You have about 4 weeks from when she emerged, longer than that and the chance of her being a drone layer is greatly increased.
 
I give them six weeks from emerging. I have had them come into lay after that long. BUT that's it six weeks. No more. Then its hunt the queen
 
Wow, ok people, thanks for those thoughts. Hope lives on. I might split the difference and leave them another two weeks which would be c.5 weeks on.

Am also worried about laying workers. What would be your thoughts and experiences there ?

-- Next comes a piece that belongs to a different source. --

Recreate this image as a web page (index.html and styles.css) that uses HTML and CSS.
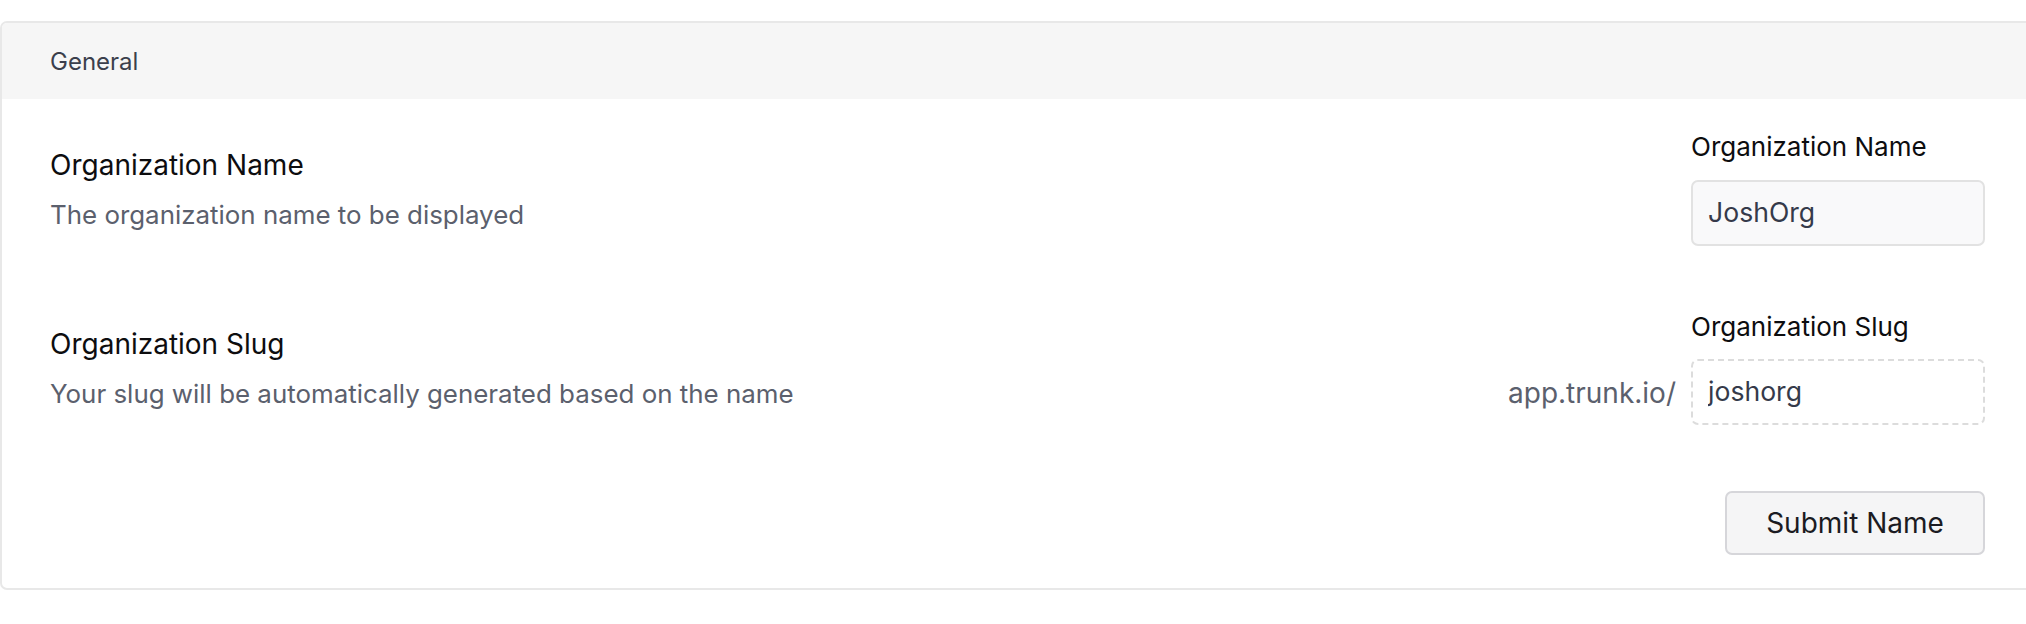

Thanks again, really appreciate it.
 
I raise hundreds of queens a season, most for myself but some for sale and I make it a rule that I don't check for a new queen laying for three weeks after emergence, anything sooner is more often than not a wasted effort in my experience, even if the virgin has got mated and started laying it's not often that the brood is sealed and the queen ready for assessment.
 
I raise hundreds of queens a season, most for myself but some for sale and I make it a rule that I don't check for a new queen laying for three weeks after emergence, anything sooner is more often than not a wasted effort in my experience, even if the virgin has got mated and started laying it's not often that the brood is sealed and the queen ready for assessment.

Thanks for that.

Would you read anything into the fact that brood boxes are chock full of stores at this point ?
 
Would you read anything into the fact that brood boxes are chock full of stores at this point ?

No, when a virgin gets mated and starts coming into lay they rearrange a nest for her with ease (if there are plenty of bees to do the moving around).
 
They can certainly move some stuff about when the time comes.